Willman Airport, established by Robert D. Willman, opened in 1957 as a private field and a little over two years later a 2,600 ft paved runway was being built next to the existing strip. Renamed Sidney Airport by 1962, that August a plan was introduced to Sidney city council by four businessmen. It called for the municipality to acquire the airport and while the current owner would continue to operate it. By October, construction of a new 3,200 ft northeast-southwest oriented runway was underway. The title for the airport was ceremonially presented to the city and the runway dedicated at an airshow on 30 May 1963. (Note: The title had been officially accepted on 21 January 1963.)

The airport's effort to obtain an Ohio airport grant in 1966 was hampered by the fact that its 3,280 ft runway was already above state minimum length requirements. By that point, Sidney Aluminum Company, Copeland Refrigeration Corporation, Stolle Corporation and Sidney Trucking all operated business aircraft out of the airport. An anonymous private group purchased an 80 acre piece of property sought for the project in early October 1968. In an attempt to demonstrate public support, by mid-month 47 companies had pledged $51,000 to purchase 18 acre acres necessary for a runway extension. Upon opening bids in early March 1969, all were found to be in excess of the grant. Nevertheless, the city council voted to make up the difference and a contract was authorized four days later. Following approval of the grant in mid March, the contract was awarded in early April and construction on a 4,000 x 75 ft runway began in mid June. The runway was dedicated on 14 June 1970.

Consideration was given to closing the road at the eastern end of the east-west runway in 1986 as part of a plan to lengthen the runway.

A pilots' association was established at the airport in 1994.

A portion of Children's Home Road at the eastern edge of the airport was closed in August 2008 as preparation for extending the east-west runway 200 ft. The extension itself was dedicated on 12 November 2013. It was renamed Sidney City Airport in late March 2015. In 2021, the airport received funds to support operations during the COVID-19 pandemic. Throughout 2023, the airport received nearly $6 million to be used to maintain facilities and construct taxiways, logistics facilities, and new technological facilities. A parallel taxiway extension was opened in June 2025.

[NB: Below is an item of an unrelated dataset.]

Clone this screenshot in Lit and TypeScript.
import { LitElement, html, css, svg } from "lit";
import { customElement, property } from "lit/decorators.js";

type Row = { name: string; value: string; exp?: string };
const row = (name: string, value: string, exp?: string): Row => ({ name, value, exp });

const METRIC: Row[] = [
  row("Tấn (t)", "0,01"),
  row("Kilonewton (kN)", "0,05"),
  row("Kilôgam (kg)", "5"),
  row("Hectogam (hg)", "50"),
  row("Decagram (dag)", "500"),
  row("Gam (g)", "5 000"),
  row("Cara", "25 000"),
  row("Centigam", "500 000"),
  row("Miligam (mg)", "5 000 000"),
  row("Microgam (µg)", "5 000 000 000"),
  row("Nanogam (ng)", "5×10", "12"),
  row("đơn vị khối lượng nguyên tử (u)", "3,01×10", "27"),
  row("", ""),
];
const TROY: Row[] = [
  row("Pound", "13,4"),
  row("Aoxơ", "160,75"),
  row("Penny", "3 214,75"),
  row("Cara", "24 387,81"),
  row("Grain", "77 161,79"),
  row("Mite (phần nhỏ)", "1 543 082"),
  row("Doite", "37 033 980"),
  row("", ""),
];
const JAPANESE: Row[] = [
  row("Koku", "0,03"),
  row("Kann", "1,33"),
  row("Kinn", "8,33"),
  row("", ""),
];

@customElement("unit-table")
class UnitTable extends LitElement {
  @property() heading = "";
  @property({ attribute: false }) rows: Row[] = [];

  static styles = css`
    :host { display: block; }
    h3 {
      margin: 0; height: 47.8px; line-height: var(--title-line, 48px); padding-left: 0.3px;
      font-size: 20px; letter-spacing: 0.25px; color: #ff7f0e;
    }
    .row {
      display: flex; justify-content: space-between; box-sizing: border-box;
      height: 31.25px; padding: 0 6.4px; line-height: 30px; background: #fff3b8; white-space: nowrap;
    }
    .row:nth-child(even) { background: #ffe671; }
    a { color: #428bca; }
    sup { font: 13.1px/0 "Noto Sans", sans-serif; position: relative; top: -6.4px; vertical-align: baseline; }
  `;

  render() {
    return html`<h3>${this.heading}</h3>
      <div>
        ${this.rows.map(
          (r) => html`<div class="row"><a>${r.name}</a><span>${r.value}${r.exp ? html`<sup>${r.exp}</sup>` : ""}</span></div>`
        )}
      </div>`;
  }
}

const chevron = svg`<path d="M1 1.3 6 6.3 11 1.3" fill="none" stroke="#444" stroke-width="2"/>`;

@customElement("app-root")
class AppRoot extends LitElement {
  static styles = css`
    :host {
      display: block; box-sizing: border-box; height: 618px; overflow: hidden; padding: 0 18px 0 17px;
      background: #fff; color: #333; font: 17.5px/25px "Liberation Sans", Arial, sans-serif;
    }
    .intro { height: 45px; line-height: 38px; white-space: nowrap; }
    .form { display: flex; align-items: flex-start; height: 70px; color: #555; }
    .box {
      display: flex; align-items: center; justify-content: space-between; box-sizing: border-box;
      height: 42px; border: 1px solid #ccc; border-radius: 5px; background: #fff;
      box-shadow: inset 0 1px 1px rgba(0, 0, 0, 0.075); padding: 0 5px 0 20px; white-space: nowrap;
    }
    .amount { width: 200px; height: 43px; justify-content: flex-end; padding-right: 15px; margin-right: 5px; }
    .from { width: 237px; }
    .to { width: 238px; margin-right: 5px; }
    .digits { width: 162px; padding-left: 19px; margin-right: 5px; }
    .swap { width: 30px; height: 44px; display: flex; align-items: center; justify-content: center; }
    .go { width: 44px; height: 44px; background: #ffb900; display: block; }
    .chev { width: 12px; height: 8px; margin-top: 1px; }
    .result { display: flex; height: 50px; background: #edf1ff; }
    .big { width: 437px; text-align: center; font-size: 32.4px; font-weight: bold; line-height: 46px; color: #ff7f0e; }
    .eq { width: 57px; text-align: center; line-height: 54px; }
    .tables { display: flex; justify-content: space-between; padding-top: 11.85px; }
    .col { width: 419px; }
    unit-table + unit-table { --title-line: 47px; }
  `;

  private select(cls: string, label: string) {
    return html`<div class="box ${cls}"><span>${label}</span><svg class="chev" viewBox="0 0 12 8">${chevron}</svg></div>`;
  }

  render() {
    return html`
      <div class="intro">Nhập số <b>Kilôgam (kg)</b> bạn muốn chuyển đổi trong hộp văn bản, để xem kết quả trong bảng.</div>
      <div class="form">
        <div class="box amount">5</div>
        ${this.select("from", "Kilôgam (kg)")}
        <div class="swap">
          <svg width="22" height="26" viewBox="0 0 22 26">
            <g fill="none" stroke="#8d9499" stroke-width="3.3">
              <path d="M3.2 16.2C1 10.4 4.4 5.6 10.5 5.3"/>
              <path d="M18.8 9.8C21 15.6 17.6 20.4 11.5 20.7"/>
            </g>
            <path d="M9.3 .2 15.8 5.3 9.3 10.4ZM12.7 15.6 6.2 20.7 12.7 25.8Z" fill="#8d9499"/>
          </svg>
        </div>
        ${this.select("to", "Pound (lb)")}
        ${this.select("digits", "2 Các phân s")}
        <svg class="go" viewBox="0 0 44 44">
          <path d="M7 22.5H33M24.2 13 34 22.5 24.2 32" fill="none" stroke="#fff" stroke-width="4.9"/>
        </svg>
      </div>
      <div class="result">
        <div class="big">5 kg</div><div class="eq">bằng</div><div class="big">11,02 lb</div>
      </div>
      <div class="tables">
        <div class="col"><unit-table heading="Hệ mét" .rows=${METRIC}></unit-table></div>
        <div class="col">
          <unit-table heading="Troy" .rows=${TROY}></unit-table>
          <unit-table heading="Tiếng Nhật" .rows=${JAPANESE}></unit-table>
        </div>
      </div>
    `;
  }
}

== Facilities and aircraft ==
Sidney City Airport covers an area of 83 acres (34 ha) at an elevation of 1,044 feet (318 m) above mean sea level. It has two runways with asphalt surfaces: 10/28 is 5,013 by 75 feet (1,528 x 23 m) and 5/23 is 2,981 by 50 feet (909 x 15 m).

The airport has a fixed-base operator that sells fuel and offers limited amenities.

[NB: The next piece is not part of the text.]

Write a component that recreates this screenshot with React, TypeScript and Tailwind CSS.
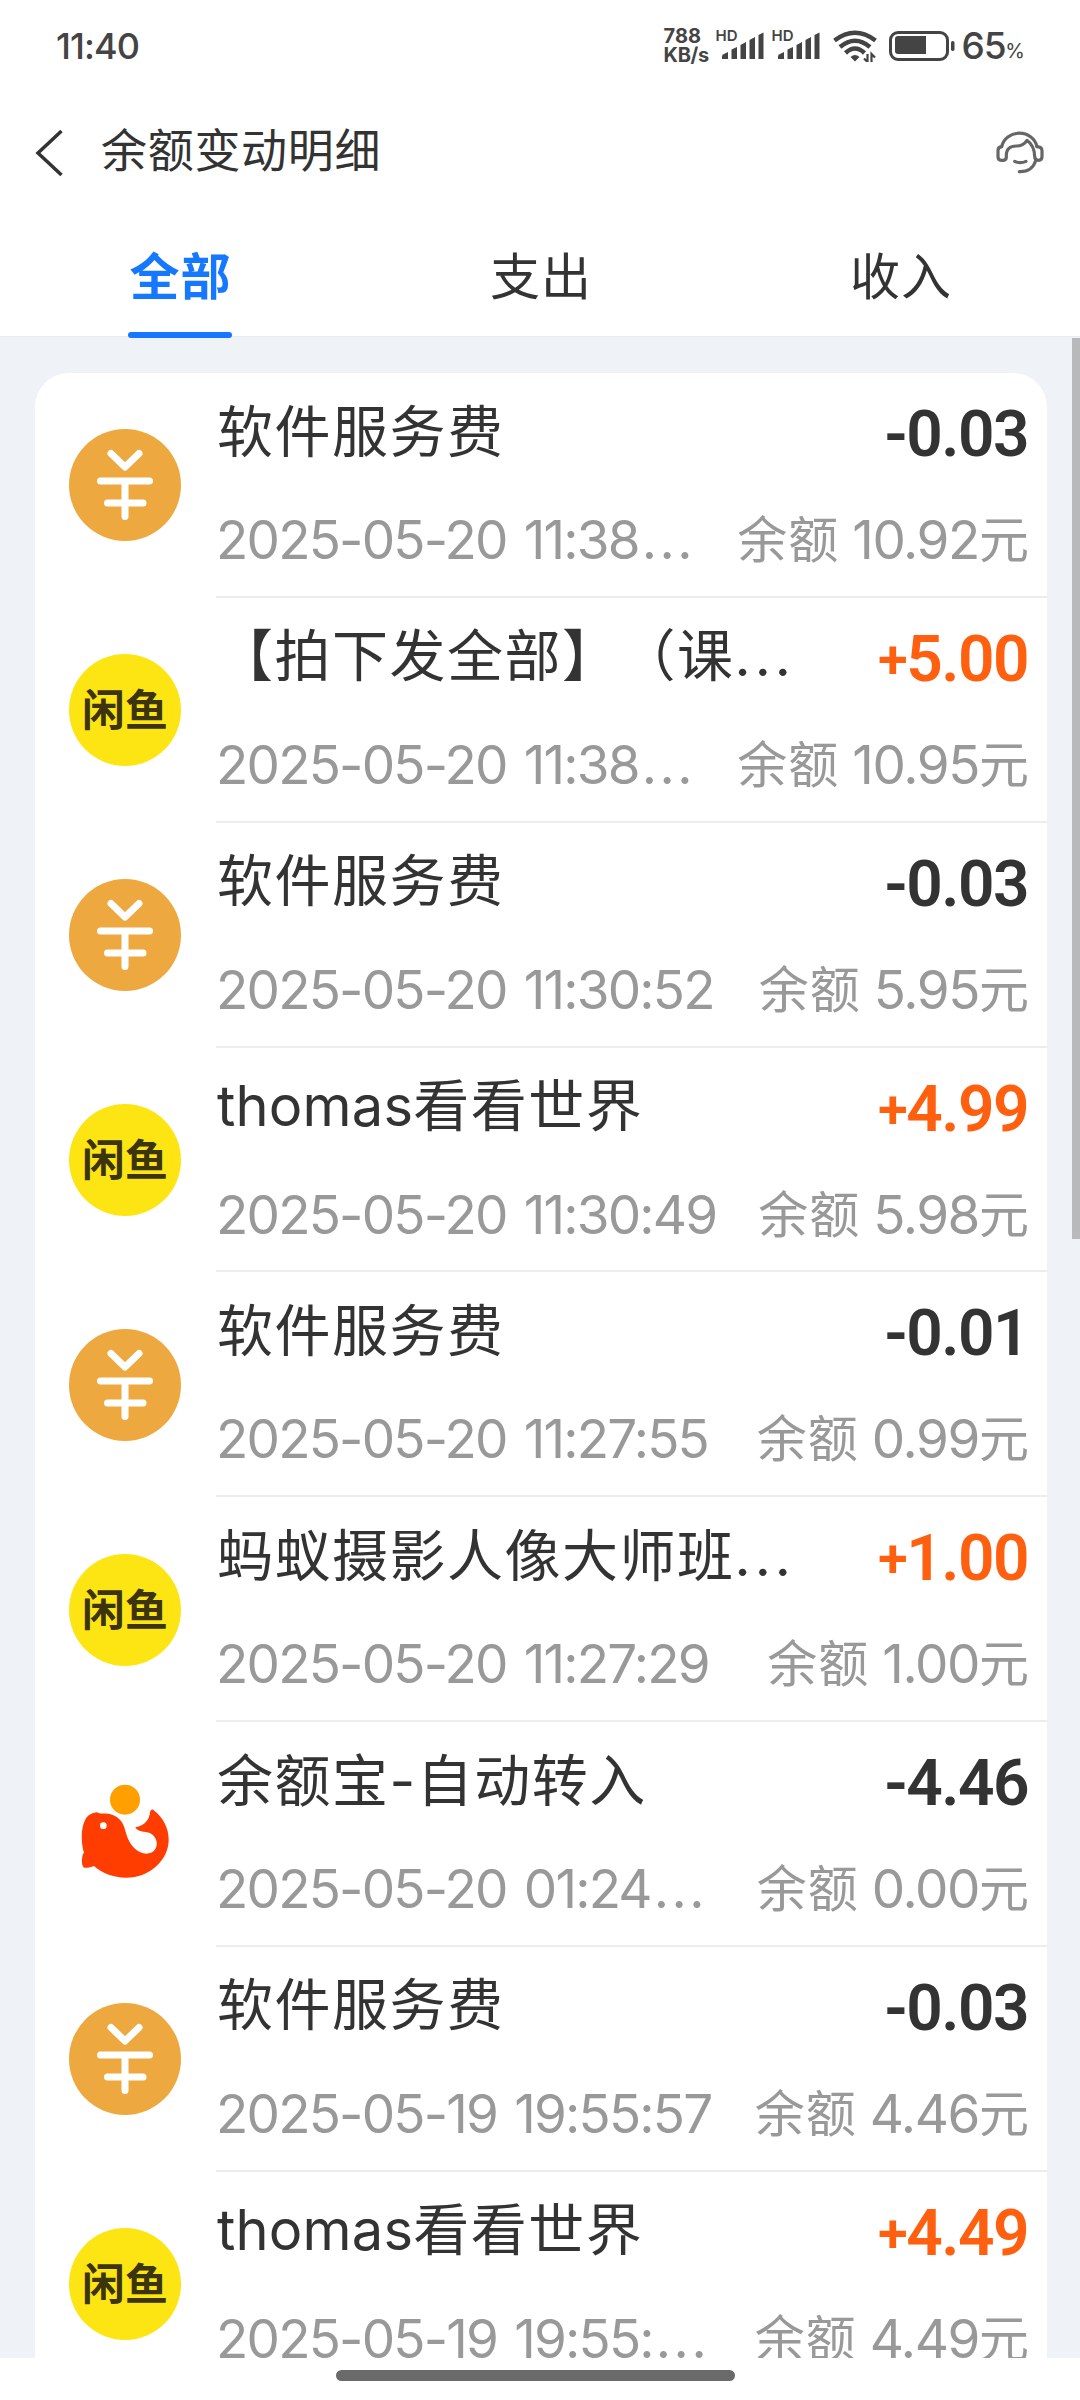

For the 12-month period ending September 30, 2021, the airport had 20,500 aircraft operations, an average of 56 per day: 99% general aviation, 1% air taxi, and <1% military. At that time there were 31 aircraft based at this airport: 25 single-engine airplanes, 5 jet, and 1 multi-engine airplane.

== Accidents and incidents ==

- On 17 June 1987, a single engine airplane ran off the runway while landing at the airport.
- On 5 February 1991, a single engine airplane crashed while attempting to land at the airport in bad weather, killing the pilot.
- On April 16, 2007, a Mooney M20C sustained substantial damage during a forced landing after departure from the Sidney Municipal Airport. The airport experienced a power loss on departure. The aircraft was being ferried to a new owner in Arizona; the pilot had already aborted a takeoff because the plane's acceleration seemed slow, and he completed a second engine runup, which was normal. On the second takeoff, the engine felt to be slowing down, but all gauges indicated normal, so the pilot continued. However, the engine subsequently lost power after liftoff. The pilot executed a landing in a field ahead. The probable cause of the accident was found to be oil starvation as a result of improper maintenance; contributing factors were the fixed base operator's failure to advise the pilot that the engine had been operated without oil in the engine and soft terrain.